───── TASK INPUT

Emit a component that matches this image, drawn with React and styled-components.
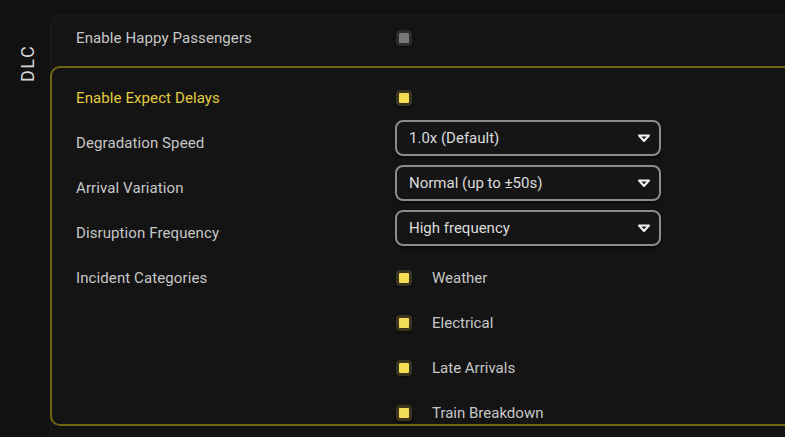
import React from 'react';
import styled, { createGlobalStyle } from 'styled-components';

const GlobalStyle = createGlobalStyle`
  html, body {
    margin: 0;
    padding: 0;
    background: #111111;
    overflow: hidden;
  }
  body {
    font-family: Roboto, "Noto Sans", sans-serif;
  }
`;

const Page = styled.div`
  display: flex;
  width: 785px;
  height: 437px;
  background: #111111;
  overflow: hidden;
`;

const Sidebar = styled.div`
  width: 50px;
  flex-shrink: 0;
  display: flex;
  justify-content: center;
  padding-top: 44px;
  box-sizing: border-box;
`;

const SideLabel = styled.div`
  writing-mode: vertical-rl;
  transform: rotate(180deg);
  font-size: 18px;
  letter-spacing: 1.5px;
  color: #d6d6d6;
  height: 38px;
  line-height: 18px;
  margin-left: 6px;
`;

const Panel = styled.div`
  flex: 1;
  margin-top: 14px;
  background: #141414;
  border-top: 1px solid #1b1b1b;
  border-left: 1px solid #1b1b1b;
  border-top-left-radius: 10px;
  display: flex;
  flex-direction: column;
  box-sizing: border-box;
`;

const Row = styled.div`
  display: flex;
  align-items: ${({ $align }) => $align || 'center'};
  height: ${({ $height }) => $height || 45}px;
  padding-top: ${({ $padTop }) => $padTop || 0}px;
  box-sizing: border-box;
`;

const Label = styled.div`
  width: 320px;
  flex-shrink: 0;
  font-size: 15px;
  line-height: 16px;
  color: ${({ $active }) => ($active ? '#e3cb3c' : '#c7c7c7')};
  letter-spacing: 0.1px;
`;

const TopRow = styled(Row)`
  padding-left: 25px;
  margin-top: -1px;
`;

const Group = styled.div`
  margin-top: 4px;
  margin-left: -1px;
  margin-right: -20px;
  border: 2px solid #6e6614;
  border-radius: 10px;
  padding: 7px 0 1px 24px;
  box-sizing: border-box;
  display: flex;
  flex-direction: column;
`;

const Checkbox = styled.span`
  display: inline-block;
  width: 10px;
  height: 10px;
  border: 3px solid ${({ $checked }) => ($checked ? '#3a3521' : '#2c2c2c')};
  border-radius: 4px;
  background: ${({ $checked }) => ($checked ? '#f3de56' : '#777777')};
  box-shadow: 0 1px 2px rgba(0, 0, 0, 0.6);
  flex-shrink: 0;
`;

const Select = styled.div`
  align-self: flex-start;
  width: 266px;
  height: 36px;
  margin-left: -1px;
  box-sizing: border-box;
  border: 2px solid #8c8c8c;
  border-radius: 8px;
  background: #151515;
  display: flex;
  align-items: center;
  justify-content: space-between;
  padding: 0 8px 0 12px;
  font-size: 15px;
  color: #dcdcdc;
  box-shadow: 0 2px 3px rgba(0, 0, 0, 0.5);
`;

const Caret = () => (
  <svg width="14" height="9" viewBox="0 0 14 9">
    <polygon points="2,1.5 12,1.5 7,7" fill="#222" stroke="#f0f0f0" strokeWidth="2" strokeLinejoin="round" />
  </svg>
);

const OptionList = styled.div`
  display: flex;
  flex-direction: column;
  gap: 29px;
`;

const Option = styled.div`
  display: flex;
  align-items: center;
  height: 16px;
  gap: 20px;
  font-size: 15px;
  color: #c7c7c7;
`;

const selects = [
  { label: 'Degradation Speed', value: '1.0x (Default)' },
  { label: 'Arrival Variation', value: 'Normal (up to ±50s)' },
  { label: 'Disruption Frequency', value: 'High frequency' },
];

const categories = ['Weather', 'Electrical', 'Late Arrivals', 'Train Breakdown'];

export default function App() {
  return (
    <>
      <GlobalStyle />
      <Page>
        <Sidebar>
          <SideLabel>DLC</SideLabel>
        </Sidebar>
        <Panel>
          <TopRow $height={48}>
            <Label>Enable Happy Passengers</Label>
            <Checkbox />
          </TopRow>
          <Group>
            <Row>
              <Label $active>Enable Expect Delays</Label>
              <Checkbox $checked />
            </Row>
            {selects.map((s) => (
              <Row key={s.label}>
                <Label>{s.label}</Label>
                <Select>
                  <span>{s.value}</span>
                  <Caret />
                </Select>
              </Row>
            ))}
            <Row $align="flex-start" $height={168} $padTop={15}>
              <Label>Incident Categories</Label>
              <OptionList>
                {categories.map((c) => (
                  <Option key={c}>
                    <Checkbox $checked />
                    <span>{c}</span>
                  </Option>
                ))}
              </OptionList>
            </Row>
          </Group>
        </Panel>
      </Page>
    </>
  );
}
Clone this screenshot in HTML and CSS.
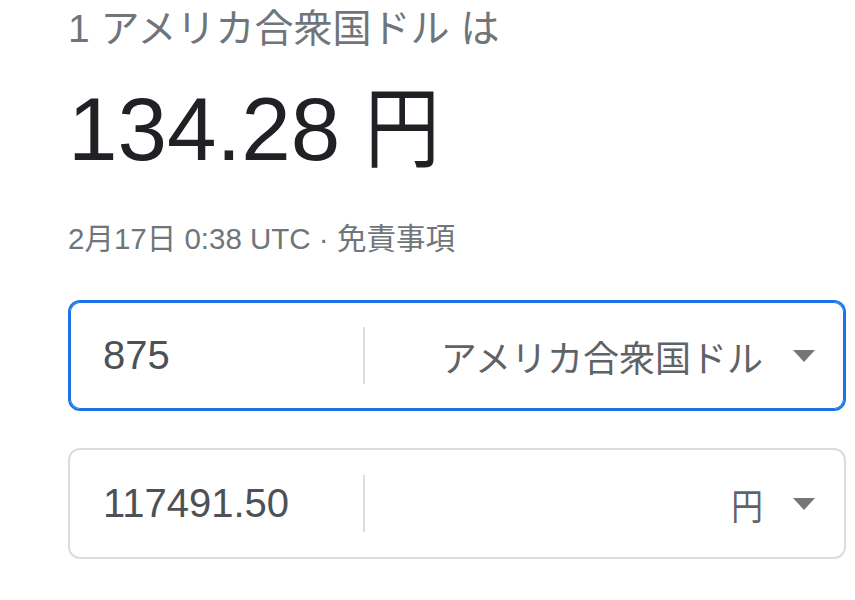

──────────

WORK TO DO: Every entry above should be duplicated exactly. Do not include the images.

OUTPUT OF THE TASK:
Emit a component that matches this image, drawn with React and styled-components.
import React from 'react';
import styled, { createGlobalStyle } from 'styled-components';

const GlobalStyle = createGlobalStyle`
  html, body {
    margin: 0;
    padding: 0;
    background: #111111;
    overflow: hidden;
  }
  body {
    font-family: Roboto, "Noto Sans", sans-serif;
  }
`;

const Page = styled.div`
  display: flex;
  width: 785px;
  height: 437px;
  background: #111111;
  overflow: hidden;
`;

const Sidebar = styled.div`
  width: 50px;
  flex-shrink: 0;
  display: flex;
  justify-content: center;
  padding-top: 44px;
  box-sizing: border-box;
`;

const SideLabel = styled.div`
  writing-mode: vertical-rl;
  transform: rotate(180deg);
  font-size: 18px;
  letter-spacing: 1.5px;
  color: #d6d6d6;
  height: 38px;
  line-height: 18px;
  margin-left: 6px;
`;

const Panel = styled.div`
  flex: 1;
  margin-top: 14px;
  background: #141414;
  border-top: 1px solid #1b1b1b;
  border-left: 1px solid #1b1b1b;
  border-top-left-radius: 10px;
  display: flex;
  flex-direction: column;
  box-sizing: border-box;
`;

const Row = styled.div`
  display: flex;
  align-items: ${({ $align }) => $align || 'center'};
  height: ${({ $height }) => $height || 45}px;
  padding-top: ${({ $padTop }) => $padTop || 0}px;
  box-sizing: border-box;
`;

const Label = styled.div`
  width: 320px;
  flex-shrink: 0;
  font-size: 15px;
  line-height: 16px;
  color: ${({ $active }) => ($active ? '#e3cb3c' : '#c7c7c7')};
  letter-spacing: 0.1px;
`;

const TopRow = styled(Row)`
  padding-left: 25px;
  margin-top: -1px;
`;

const Group = styled.div`
  margin-top: 4px;
  margin-left: -1px;
  margin-right: -20px;
  border: 2px solid #6e6614;
  border-radius: 10px;
  padding: 7px 0 1px 24px;
  box-sizing: border-box;
  display: flex;
  flex-direction: column;
`;

const Checkbox = styled.span`
  display: inline-block;
  width: 10px;
  height: 10px;
  border: 3px solid ${({ $checked }) => ($checked ? '#3a3521' : '#2c2c2c')};
  border-radius: 4px;
  background: ${({ $checked }) => ($checked ? '#f3de56' : '#777777')};
  box-shadow: 0 1px 2px rgba(0, 0, 0, 0.6);
  flex-shrink: 0;
`;

const Select = styled.div`
  align-self: flex-start;
  width: 266px;
  height: 36px;
  margin-left: -1px;
  box-sizing: border-box;
  border: 2px solid #8c8c8c;
  border-radius: 8px;
  background: #151515;
  display: flex;
  align-items: center;
  justify-content: space-between;
  padding: 0 8px 0 12px;
  font-size: 15px;
  color: #dcdcdc;
  box-shadow: 0 2px 3px rgba(0, 0, 0, 0.5);
`;

const Caret = () => (
  <svg width="14" height="9" viewBox="0 0 14 9">
    <polygon points="2,1.5 12,1.5 7,7" fill="#222" stroke="#f0f0f0" strokeWidth="2" strokeLinejoin="round" />
  </svg>
);

const OptionList = styled.div`
  display: flex;
  flex-direction: column;
  gap: 29px;
`;

const Option = styled.div`
  display: flex;
  align-items: center;
  height: 16px;
  gap: 20px;
  font-size: 15px;
  color: #c7c7c7;
`;

const selects = [
  { label: 'Degradation Speed', value: '1.0x (Default)' },
  { label: 'Arrival Variation', value: 'Normal (up to ±50s)' },
  { label: 'Disruption Frequency', value: 'High frequency' },
];

const categories = ['Weather', 'Electrical', 'Late Arrivals', 'Train Breakdown'];

export default function App() {
  return (
    <>
      <GlobalStyle />
      <Page>
        <Sidebar>
          <SideLabel>DLC</SideLabel>
        </Sidebar>
        <Panel>
          <TopRow $height={48}>
            <Label>Enable Happy Passengers</Label>
            <Checkbox />
          </TopRow>
          <Group>
            <Row>
              <Label $active>Enable Expect Delays</Label>
              <Checkbox $checked />
            </Row>
            {selects.map((s) => (
              <Row key={s.label}>
                <Label>{s.label}</Label>
                <Select>
                  <span>{s.value}</span>
                  <Caret />
                </Select>
              </Row>
            ))}
            <Row $align="flex-start" $height={168} $padTop={15}>
              <Label>Incident Categories</Label>
              <OptionList>
                {categories.map((c) => (
                  <Option key={c}>
                    <Checkbox $checked />
                    <span>{c}</span>
                  </Option>
                ))}
              </OptionList>
            </Row>
          </Group>
        </Panel>
      </Page>
    </>
  );
}
Clone this screenshot in HTML and CSS.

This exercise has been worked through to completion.